7 These have come so that your faith— of greater worth than gold, which perishes even though refined by fire— may be proved genuine and may result in praise, glory and honour when Jesus Christ is revealed.
8 Though you have not seen him, you love him; and even though you do not see him now, you believe in him and are filled with an inexpressible and glorious joy,
9 for you are receiving the goal of your faith, the salvation of your souls.
In verse 8 St. Peter introduces us to the profound paradox of living our Faith: the presence of inexpressible joy amidst the reality of suffering. This would seem to be an expression of what the Lord Himself told the Apostles in Luke 6:22-23. This is a mark of the disciple of Christ. It also seems to echo what St. Paul says in 2 Cor 4:17.
The metaphor of the refiner’s fire we find commonly in the OT (Job 23:10; Prov 17:3; Wis 3:5-7; Zech 13:9). The Greek is not easy to follow, or translate, and here the NIV does a good job. If gold, the most precious of earthly metals requires purification, how much more do we? We read in Sir 2:5: ‘For in fire gold is tested, and worthy men in the crucible of humiliation.’ Bede’s commentary, one the earliest complete treatments of 1 Peter, has some good comments on this section, but they are too long for reproduction here.
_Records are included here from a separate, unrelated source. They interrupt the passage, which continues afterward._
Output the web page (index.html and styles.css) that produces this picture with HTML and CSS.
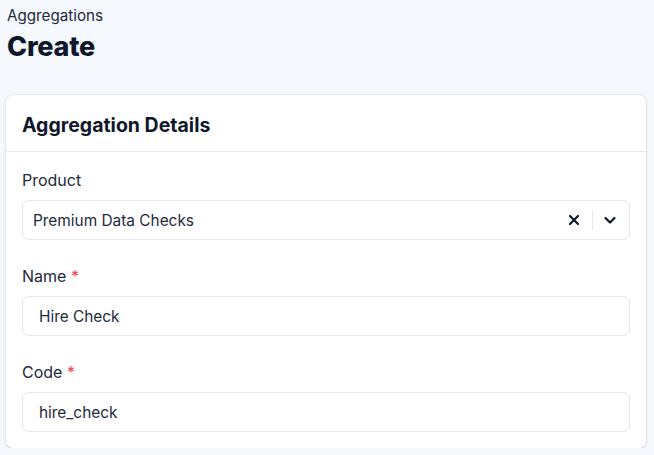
FILE: index.html
```html
<!DOCTYPE html>
<html>
<head>
<meta charset="utf-8">
<link rel="stylesheet" href="styles.css">
</head>
<body>
<div class="page">
  <div class="crumb">Aggregations</div>
  <h1 class="title">Create</h1>
  <div class="card">
    <div class="card-head">Aggregation Details</div>
    <div class="card-body">
      <div class="field">
        <label class="label">Product</label>
        <div class="select">
          <span class="select-value">Premium Data Checks</span>
          <span class="select-ctrls">
            <svg class="ic-x" width="12" height="12" viewBox="0 0 12 12"><path d="M2 2L10 10M10 2L2 10" stroke="#0f172a" stroke-width="2.2" stroke-linecap="round"/></svg>
            <span class="sep"></span>
            <svg class="ic-chev" width="14" height="14" viewBox="0 0 14 14"><path d="M2.5 5L7 9.5L11.5 5" fill="none" stroke="#0f172a" stroke-width="2.2" stroke-linecap="round" stroke-linejoin="round"/></svg>
          </span>
        </div>
      </div>
      <div class="field">
        <label class="label">Name <span class="req">*</span></label>
        <div class="input">Hire Check</div>
      </div>
      <div class="field">
        <label class="label">Code <span class="req">*</span></label>
        <div class="input">hire_check</div>
      </div>
    </div>
  </div>
</div>
</body>
</html>
```

FILE: styles.css
```css
html, body {
  margin: 0;
  padding: 0;
  background: #f5f8fc;
  font-family: Inter, "Noto Sans", "Liberation Sans", sans-serif;
  color: #0f172a;
}
.page {
  padding: 6px 8px 0 6px;
}
.crumb {
  font-size: 15.2px;
  padding-left: 1px;
  line-height: 20px;
  color: #1e293b;
}
.title {
  margin: 5px 0 0 1px;
  font-size: 27px;
  font-weight: 800;
  line-height: 32px;
  letter-spacing: -0.2px;
}
.card {
  margin-top: 32px;
  background: #fff;
  border-radius: 7px;
  box-shadow: 0 1px 3px rgba(15, 23, 42, 0.12), 0 0 0 1px rgba(226, 232, 240, 0.6);
  width: 640px;
}
.card-head {
  height: 57px;
  box-sizing: border-box;
  padding: 3px 16px 0 16px;
  display: flex;
  align-items: center;
  font-size: 19.5px;
  font-weight: 700;
  border-bottom: 1px solid #e2e8f0;
}
.card-body {
  padding: 18px 16px 16px 16px;
  display: flex;
  flex-direction: column;
  gap: 26px;
}
.field {
  display: flex;
  flex-direction: column;
  gap: 10px;
}
.label {
  font-size: 16px;
  line-height: 20px;
  color: #1e293b;
}
.req {
  color: #ef4444;
}
.select, .input {
  height: 40px;
  box-sizing: border-box;
  border: 1px solid #e2e8f0;
  border-radius: 6px;
  display: flex;
  align-items: center;
  font-size: 15.4px;
  color: #1e293b;
}
.select {
  padding: 0 12px 0 10px;
  justify-content: space-between;
}
.input {
  padding: 0 16px;
}
.select-ctrls {
  display: flex;
  align-items: center;
}
.ic-x {
  margin-right: 12px;
}
.sep {
  width: 1px;
  height: 20px;
  background: #e2e8f0;
  margin-right: 10px;
}
```
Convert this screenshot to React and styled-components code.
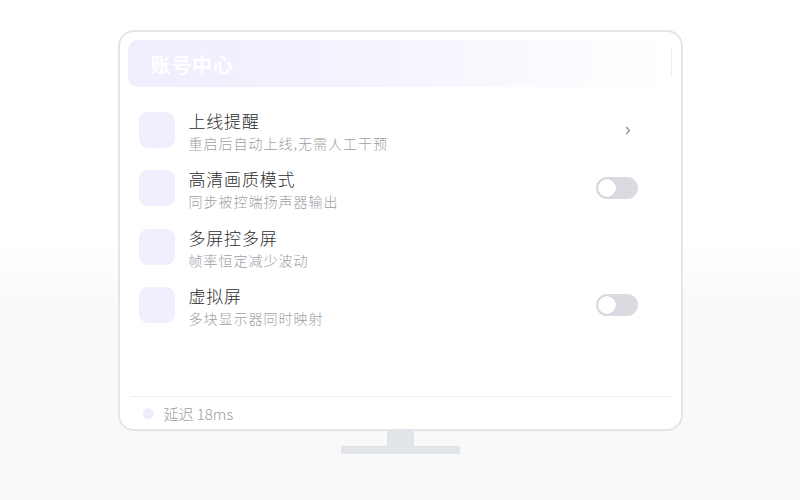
import React from "react";
import styled, { createGlobalStyle } from "styled-components";

const GlobalStyle = createGlobalStyle`
  html, body {
    margin: 0;
    padding: 0;
  }
  body {
    font-family: "Noto Sans CJK SC", "Noto Sans", sans-serif;
    background: #ffffff;
  }
`;

const Page = styled.div`
  width: 800px;
  height: 500px;
  background: linear-gradient(180deg, #ffffff 0%, #ffffff 48%, #f9f9fa 62%, #f9f9fa 100%);
  display: flex;
  flex-direction: column;
  align-items: center;
  padding-top: 30px;
  box-sizing: border-box;
`;

const Monitor = styled.div`
  width: 565px;
  height: 401px;
  box-sizing: border-box;
  border: 2px solid #e3e5ea;
  border-radius: 16px;
  background: #ffffff;
  padding: 8px 9px 0 8px;
  display: flex;
  flex-direction: column;
`;

const Header = styled.div`
  position: relative;
  height: 47px;
  border-radius: 10px;
  background: linear-gradient(90deg, #f0edfd 0%, #f5f3fe 45%, #ffffff 100%);
  display: flex;
  align-items: center;
  padding-left: 23px;
`;

const HeaderTitle = styled.div`
  color: #ffffff;
  font-size: 20px;
  font-weight: 700;
  letter-spacing: 0.8px;
  margin-top: 1px;
`;

const Ghost = styled.div`
  position: absolute;
  right: 19px;
  top: 16px;
  color: #ffffff;
  font-size: 12.5px;
  font-weight: 700;
  &::after {
    content: "";
    position: absolute;
    right: -19px;
    top: -8px;
    width: 1px;
    height: 29px;
    background: #eceef2;
  }
`;

const List = styled.div`
  flex: 1;
  display: flex;
  flex-direction: column;
  padding: 25px 34px 0 11px;
`;

const Row = styled.div`
  display: flex;
  align-items: center;
  height: 36px;
  margin-bottom: 22.3px;
`;

const IconBox = styled.div`
  width: 36px;
  height: 36px;
  border-radius: 9px;
  background: #f1eefd;
  flex-shrink: 0;
`;

const Texts = styled.div`
  flex: 1;
  margin-left: 14px;
  display: flex;
  flex-direction: column;
  margin-top: 3px;
`;

const Title = styled.div`
  font-size: 17px;
  line-height: 20px;
  color: #2d2d30;
  font-weight: 300;
  letter-spacing: 0.8px;
`;

const Sub = styled.div`
  font-size: 14px;
  line-height: 18px;
  color: #9e9ea6;
  font-weight: 300;
  letter-spacing: 1px;
  margin-top: 3px;
`;

const Chevron = styled.svg`
  margin-right: 7px;
`;

const Toggle = styled.div`
  width: 42px;
  height: 22px;
  border-radius: 11px;
  background: #d9dbe1;
  position: relative;
  &::after {
    content: "";
    position: absolute;
    left: 2px;
    top: 2px;
    width: 18px;
    height: 18px;
    border-radius: 50%;
    background: #ffffff;
    box-shadow: 0 0 0 0.5px #c8cad0;
  }
`;

const Footer = styled.div`
  height: 32px;
  border-top: 1px solid #eceef2;
  margin: 0 0 0 2px;
  display: flex;
  align-items: center;
  padding-left: 13px;
  gap: 10px;
`;

const Dot = styled.div`
  width: 11px;
  height: 11px;
  border-radius: 50%;
  background: #efecfc;
`;

const FooterText = styled.div`
  font-size: 15px;
  font-weight: 300;
  color: #9a9aa2;
`;

const Neck = styled.div`
  width: 27px;
  height: 15px;
  background: #e1e4e8;
`;

const Base = styled.div`
  width: 119px;
  height: 8px;
  background: #e1e4e8;
`;

const items = [
  { title: "上线提醒", sub: "重启后自动上线,无需人工干预", action: "chevron" },
  { title: "高清画质模式", sub: "同步被控端扬声器输出", action: "toggle" },
  { title: "多屏控多屏", sub: "帧率恒定减少波动", action: null },
  { title: "虚拟屏", sub: "多块显示器同时映射", action: "toggle" },
];

export default function App() {
  return (
    <>
      <GlobalStyle />
      <Page>
        <Monitor>
          <Header>
            <HeaderTitle>账号中心</HeaderTitle>
            <Ghost>账号中心</Ghost>
          </Header>
          <List>
            {items.map((it) => (
              <Row key={it.title}>
                <IconBox />
                <Texts>
                  <Title>{it.title}</Title>
                  <Sub>{it.sub}</Sub>
                </Texts>
                {it.action === "chevron" && (
                  <Chevron width="6" height="9" viewBox="0 0 6 9">
                    <path d="M1.2 1l3.3 3.5L1.2 8" fill="none" stroke="#8e8e96" strokeWidth="1.2" />
                  </Chevron>
                )}
                {it.action === "toggle" && <Toggle />}
              </Row>
            ))}
          </List>
          <Footer>
            <Dot />
            <FooterText>延迟 18ms</FooterText>
          </Footer>
        </Monitor>
        <Neck />
        <Base />
      </Page>
    </>
  );
}
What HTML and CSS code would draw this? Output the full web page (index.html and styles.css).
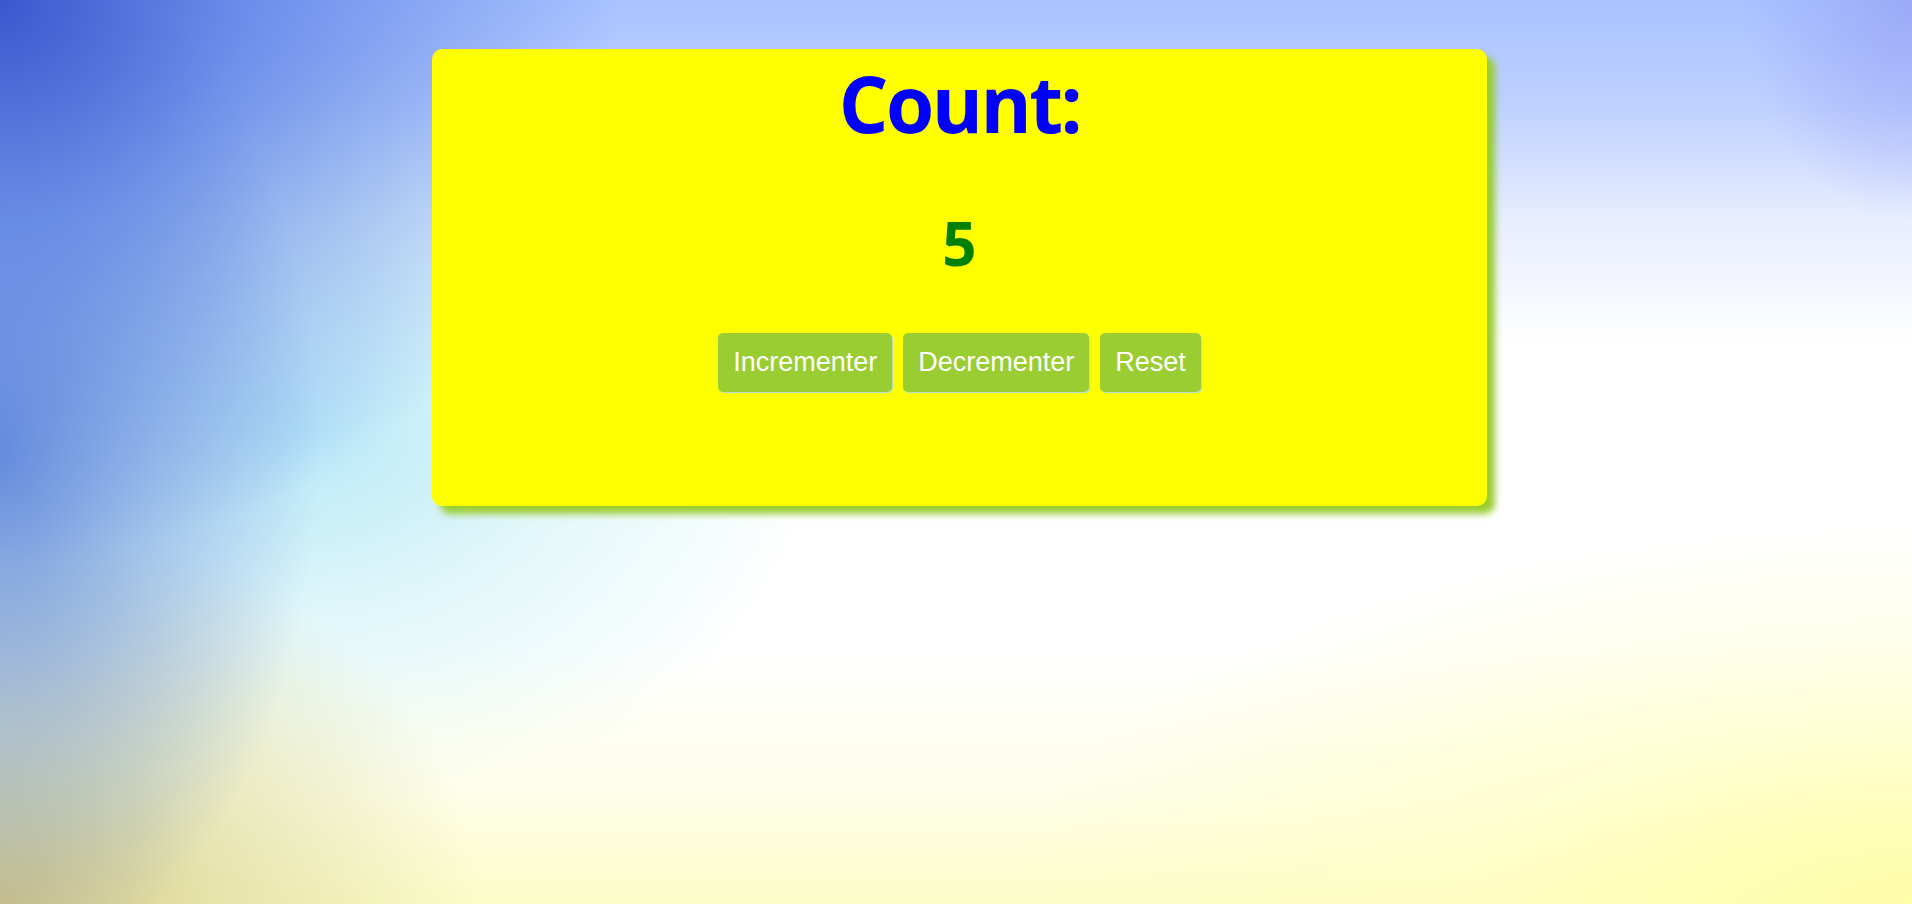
FILE: index.html
```html
<!DOCTYPE html>
<html lang="fr">
<head>
<meta charset="utf-8">
<title>Counter</title>
<link rel="stylesheet" href="styles.css">
</head>
<body>
<main class="card">
  <h1 class="title">Count:</h1>
  <p class="value">5</p>
  <div class="actions">
    <button class="btn">Incrementer</button>
    <button class="btn">Decrementer</button>
    <button class="btn">Reset</button>
  </div>
</main>
</body>
</html>
```

FILE: styles.css
```css
html, body {
  margin: 0;
  padding: 0;
}
body {
  min-height: 100vh;
  overflow: hidden;
  font-family: "Open Sans", "Noto Sans", sans-serif;
  background:
    radial-gradient(ellipse 620px 560px at 0% 0%, rgba(58, 88, 206, 1) 0%, rgba(80, 120, 226, 0.7) 40%, rgba(110, 150, 236, 0) 100%),
    radial-gradient(ellipse 320px 520px at 0% 50%, rgba(100, 140, 218, 0.95) 0%, rgba(110, 150, 220, 0.5) 50%, rgba(120, 160, 220, 0) 100%),
    radial-gradient(ellipse 480px 380px at 0% 100%, rgba(208, 194, 130, 1) 0%, rgba(215, 212, 150, 0.6) 45%, rgba(225, 225, 170, 0) 100%),
    radial-gradient(ellipse 900px 380px at 100% 100%, rgba(255, 255, 170, 1) 0%, rgba(255, 255, 190, 0.5) 50%, rgba(255, 255, 200, 0) 100%),
    linear-gradient(to top, rgba(252, 252, 190, 0.85) 0%, rgba(252, 252, 200, 0.4) 12%, rgba(255, 255, 230, 0) 28%),
    radial-gradient(ellipse 520px 380px at 300px 430px, rgba(184, 232, 248, 1) 0%, rgba(205, 242, 246, 0.6) 50%, rgba(225, 250, 244, 0) 100%),
    radial-gradient(ellipse 170px 220px at 100% 0%, rgba(150, 162, 246, 0.75) 0%, rgba(160, 175, 248, 0) 100%),
    linear-gradient(to bottom, #a9c2ff 0%, #bfd1ff 12%, rgba(215, 225, 255, 0.6) 24%, rgba(255, 255, 255, 0) 38%),
    #ffffff;
}
.card {
  box-sizing: border-box;
  width: 1055px;
  height: 457px;
  margin: 49px 0 0 calc(50% - 524px);
  padding-top: 1px;
  background: #ffff00;
  border-radius: 10px;
  box-shadow: 8px 8px 7px #9acd32;
  display: flex;
  flex-direction: column;
  align-items: center;
}
.title {
  margin: 0;
  font-size: 78px;
  font-weight: 700;
  color: #0000ff;
  line-height: normal;
  letter-spacing: -2.5px;
}
.value {
  margin: 46px 0 0;
  font-size: 60px;
  font-weight: 700;
  color: #008000;
  line-height: normal;
}
.actions {
  margin-top: 49px;
  display: flex;
  gap: 11px;
}
.btn {
  font-family: "Liberation Sans", Arial, sans-serif;
  font-size: 27px;
  line-height: normal;
  color: #ffffff;
  background: #9acd32;
  border: none;
  border-radius: 5px;
  padding: 14px 15px;
  box-shadow: 1px 1px 1px #b0dce8;
  cursor: pointer;
}
```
Like us, these Christians (unlike St. Peter) had not seen Christ with their own eyes, but they believe in Him and love Him. Jesus Himself said to Thomas: ‘Blessed are those who have not seen and have believed.’ (John 20:29).
Their suffering is not the stoic philosophy of the ancient world, it is something new; it is the product of the deep joy of tasting our heavenly inheritance. They, like ourselves, are on the way to salvation; again we see that being saved is a process, not a one off act. This the Church has from Peter and passes to us.